Last year, however, political reformers had high hopes that Justice Anthony M. Kennedy would join the four liberals and cast the crucial fifth vote against partisan gerrymandering. He had voiced repeated concern that voters were being cheated if politicians could decide the outcomes in advance.
But those hopes were dashed last June when the chief justice engineered a procedural ruling that scuttled a gerrymandering case from Wisconsin.
Kennedy then retired, and his replacement, Justice Brett M. Kavanaugh, cast the fifth vote with Roberts on Thursday to close the doors to these claims.
Justices reviewed two cases in reaching the decision.
In North Carolina, Republican leaders flatly admitted they drew an election map for “partisan advantage.” One state leader said he drew a map to give Republicans a 10-to-3 advantage, only because he could not devise a map that would yield an 11-to-2 advantage.
In Maryland, Democratic leaders shifted hundreds of thousands of voters with the aim of ousting a veteran Republican from Congress and creating a reliably Democratic district.
A three-judge court in North Carolina declared the election map unconstitutional and said it deprived Democrats of a fair vote. Another three-judge panel ruled Maryland’s Democrats deprived Republicans of a fair vote and free election.
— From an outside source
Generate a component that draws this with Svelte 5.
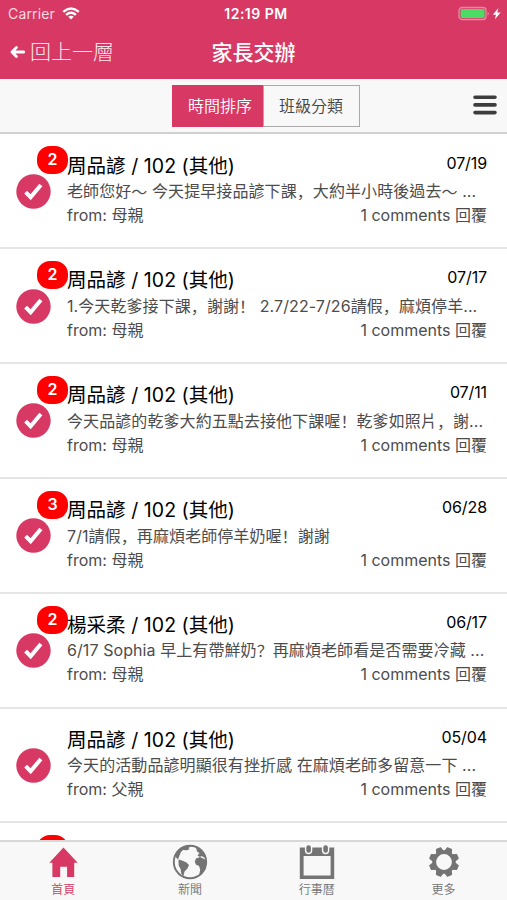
<script>
  const rows = [
    { badge: 2, name: '周品諺', date: '07/19', text: '老師您好～ 今天提早接品諺下課，大約半小時後過去～ ...', from: '母親' },
    { badge: 2, name: '周品諺', date: '07/17', text: '1.今天乾爹接下課，謝謝！ 2.7/22-7/26請假，麻煩停羊...', from: '母親' },
    { badge: 2, name: '周品諺', date: '07/11', text: '今天品諺的乾爹大約五點去接他下課喔！乾爹如照片，謝...', from: '母親' },
    { badge: 3, name: '周品諺', date: '06/28', text: '7/1請假，再麻煩老師停羊奶喔！謝謝', from: '母親' },
    { badge: 2, name: '楊采柔', date: '06/17', text: '6/17 Sophia 早上有帶鮮奶？再麻煩老師看是否需要冷藏 ...', from: '母親' },
    { badge: 0, name: '周品諺', date: '05/04', text: '今天的活動品諺明顯很有挫折感 在麻煩老師多留意一下 ...', from: '父親' }
  ];
  const pieces = (text) => text.split(/([，！？～])/);
</script>

<div class="app">
  <header>
    <div class="status">
      <div class="carrier">
        <span>Carrier</span>
        <svg width="18" height="13" viewBox="0 0 18 13">
          <g fill="none" stroke="#fff" stroke-width="2.4">
            <path d="M1.2 4.8Q9-1.8 16.8 4.8" /><path d="M4.1 7.9Q9 3.6 13.9 7.9" />
          </g>
          <path d="M6.2 9.8Q9 7.6 11.8 9.8L9 12.6Z" fill="#fff" />
        </svg>
      </div>
      <div class="time">12:19 PM</div>
      <svg class="battery" width="45" height="16" viewBox="0 0 45 16">
        <rect x="1" y="1.5" width="27" height="12" rx="3" fill="none" stroke="#e98aa5" stroke-width="1.3" />
        <rect x="2.6" y="3.1" width="24" height="8.8" rx="1.3" fill="#4cd964" />
        <path d="M29.6 5.4Q32 7.5 29.6 9.6Z" fill="#e98aa5" />
        <path d="M40.5 2L34.8 8.7H38L36.8 13.4L42.6 6.5H39.2Z" fill="#fff" />
      </svg>
    </div>
    <div class="nav">
      <div class="back">
        <svg width="15" height="12" viewBox="0 0 15 12"><path d="M6.4 1.6L2 6L6.4 10.4M2.4 6H13.8" fill="none" stroke="#fff" stroke-width="2.8" stroke-linecap="round" stroke-linejoin="round" /></svg>
        <span>回上一層</span>
      </div>
      <h1>家長交辦</h1>
      <div></div>
    </div>
  </header>

  <div class="toolbar">
    <div></div>
    <div class="segments">
      <button class="on">時間排序</button><button>班級分類</button>
    </div>
    <svg class="menu" width="24" height="20" viewBox="0 0 24 20"><path d="M2 2.2H22M2 9.9H22M2 17.6H22" stroke="#3d3d3d" stroke-width="3.6" stroke-linecap="round" /></svg>
  </div>

  <main>
    {#each rows as row}
      <article>
        <div class="mark">
          {#if row.badge}<span class="badge">{row.badge}</span>{/if}
          <svg width="35" height="35" viewBox="0 0 35 35">
            <circle cx="17.5" cy="17.5" r="17.2" fill="#d73964" />
            <path d="M9.6 18.2L14.6 23.2L24.9 11" fill="none" stroke="#fff" stroke-width="4" />
          </svg>
        </div>
        <div class="body">
          <div class="line head"><span>{row.name} / 102 (其他)</span><time>{row.date}</time></div>
          <div class="line preview">{#each pieces(row.text) as piece, i}<span class:punct={i % 2 === 1}>{piece}</span>{/each}</div>
          <div class="line foot"><span>from: {row.from}</span><span class="reply">1 comments 回覆</span></div>
        </div>
      </article>
    {/each}
    <article><div class="mark"><span class="badge"></span></div></article>
  </main>

  <footer>
    <div class="tab active">
      <svg width="36" height="36" viewBox="0 0 36 36"><path d="M18.5 3.5L4.3 18.8H7.4V33H15.2V22.7H22.1V33H29.2V18.8H32.7Z" fill="currentColor" /></svg>
      <span>首頁</span>
    </div>
    <div class="tab">
      <svg width="36" height="36" viewBox="0 0 36 36">
        <circle cx="18" cy="18" r="16.2" fill="none" stroke="currentColor" stroke-width="1.9" />
        <g fill="currentColor">
          <path d="M3 11Q6 4 14 2L19 2.2L16.5 4L17.5 5.5L14 6.2L11 6L9 8L7.5 11.5L6 15.5L4.5 14Z" />
          <path d="M6.5 15.5L10 16.5L14.5 18.5L17 21L15.5 24.5L12.5 27.5L11.5 32Q8.5 30 8.8 25.5L6.7 21.5Z" />
          <path d="M23 2.8Q31.5 6 34 14.5L29.5 12L28 13L25.5 11.5L27.5 9L25 7.5L24.5 5Z" />
          <path d="M24 14.5L28 13L34.2 16Q34.5 25.5 27 32L28.2 25.5L27 22L23.8 20.6L22.8 17.5Z" />
        </g>
      </svg>
      <span>新聞</span>
    </div>
    <div class="tab">
      <svg width="36" height="36" viewBox="0 0 36 36">
        <path d="M.8 3.5H35.2V35H.8ZM4.6 12V31.4H31.6V12Z" fill="currentColor" fill-rule="evenodd" />
        <g fill="currentColor" stroke="#f8f8f8" stroke-width="1.4"><rect x="6.6" y=".5" width="6" height="9" rx="3" /><rect x="23.6" y=".5" width="6" height="9" rx="3" /></g>
      </svg>
      <span>行事曆</span>
    </div>
    <div class="tab">
      <svg width="36" height="36" viewBox="0 0 36 36">
        <g fill="currentColor">
          {#each Array(8) as _, i}
            <path d="M14.6 7.4L15.8 3.4H20.2L21.4 7.4Z" transform="rotate({i * 45 + 22.5} 18 18)" stroke="currentColor" stroke-width="1" stroke-linejoin="round" />
          {/each}
        </g>
        <circle cx="18" cy="18" r="9.8" fill="#f8f8f8" stroke="currentColor" stroke-width="3.8" />
      </svg>
      <span>更多</span>
    </div>
  </footer>
</div>

<style>
  .app {
    width: 507px;
    height: 900px;
    display: flex;
    flex-direction: column;
    overflow: hidden;
    background: #fff;
    font-family: Inter, 'Noto Sans CJK TC', sans-serif;
  }
  header { height: 79px; flex: none; background: #d73964; color: #fff; }
  .status, .nav, .toolbar { display: grid; grid-template-columns: 1fr auto 1fr; align-items: center; }
  .status { height: 27px; font-size: 14px; }
  .carrier { display: flex; gap: 7px; align-items: center; padding-left: 8px; color: #fbd9e2; letter-spacing: .15px; }
  .time { font-weight: 600; font-size: 14px; letter-spacing: .5px; padding-left: 5px; }
  .battery { justify-self: end; margin-right: 4px; }
  .nav { height: 50px; }
  .back { display: flex; align-items: center; gap: 5px; padding-left: 10px; font-size: 21px; line-height: 30px; font-weight: 300; color: #fce4ea; }
  .back span { margin-top: -1px; }
  h1 { margin: 0; padding-top: 1px; font-size: 21px; font-weight: 500; line-height: 30px; }
  .toolbar { height: 55px; flex: none; box-sizing: border-box; background: #f8f8f8; border-bottom: 2px solid #d0d0d0; }
  .segments { display: flex; margin-left: 24px; }
  button { box-sizing: border-box; width: 97px; height: 42px; padding: 0 0 2px; border: 1.5px solid #aaa; background: #f8f8f8; color: #444; font: 350 16px Inter, 'Noto Sans CJK TC', sans-serif; }
  button.on { width: 91px; padding-left: 6px; border-color: #d73964; background: #d73964; color: #fff; }
  .menu { justify-self: end; margin: -2px 10px 0 0; }
  main { flex: 1; min-height: 0; overflow: hidden; padding-top: .4px; }
  article { height: 114.83px; box-sizing: border-box; border-bottom: 2px solid #e5e5e5; display: flex; }
  .mark { position: relative; width: 67px; flex: none; }
  .mark svg { display: block; margin: 39.3px 0 0 16.4px; }
  .badge { position: absolute; left: 37px; top: 12px; width: 31px; height: 28px; line-height: 27px; border-radius: 13px; background: red; color: #fff; font-size: 16px; font-weight: 600; text-align: center; }
  .body { flex: 1; padding: 16.2px 20px 0 0; color: #4c4c4c; font-size: 16px; font-weight: 390; }
  .line { display: flex; justify-content: space-between; white-space: pre; height: 25px; line-height: 25px; }
  .head { height: 28.5px; line-height: 30px; color: #000; font-size: 19.5px; letter-spacing: .05px; }
  .head time { font-size: 16px; line-height: 24.5px; letter-spacing: -.1px; }
  .preview { justify-content: flex-start; height: 24px; letter-spacing: .08px; }
  .punct { font-family: 'Noto Sans CJK SC', sans-serif; }
  footer { height: 60px; box-sizing: border-box; border-top: 2px solid #d8d8d8; flex: none; display: flex; background: #f8f8f8; color: #747474; }
  .tab { flex: 1; display: flex; flex-direction: column; align-items: center; padding-top: 2px; font-size: 12px; line-height: 19px; font-weight: 350; }
  .tab svg { flex: none; }
  .active { color: #d73964; }
</style>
In January, the justices agreed to hear appeals from both states. Last month, the court also put on hold gerrymandering rulings from Ohio and Michigan.
The chief justice wrote one opinion for the two cases and overturned the rulings from North Carolina and Maryland. Justices Clarence Thomas, Samuel A. Alito Jr., Neil M. Gorsuch and Kavanaugh signed on to the Roberts opinion.
Joining Kagan in dissent were Justices Ruth Bader Ginsburg, Stephen G. Breyer and Sonia Sotomayor.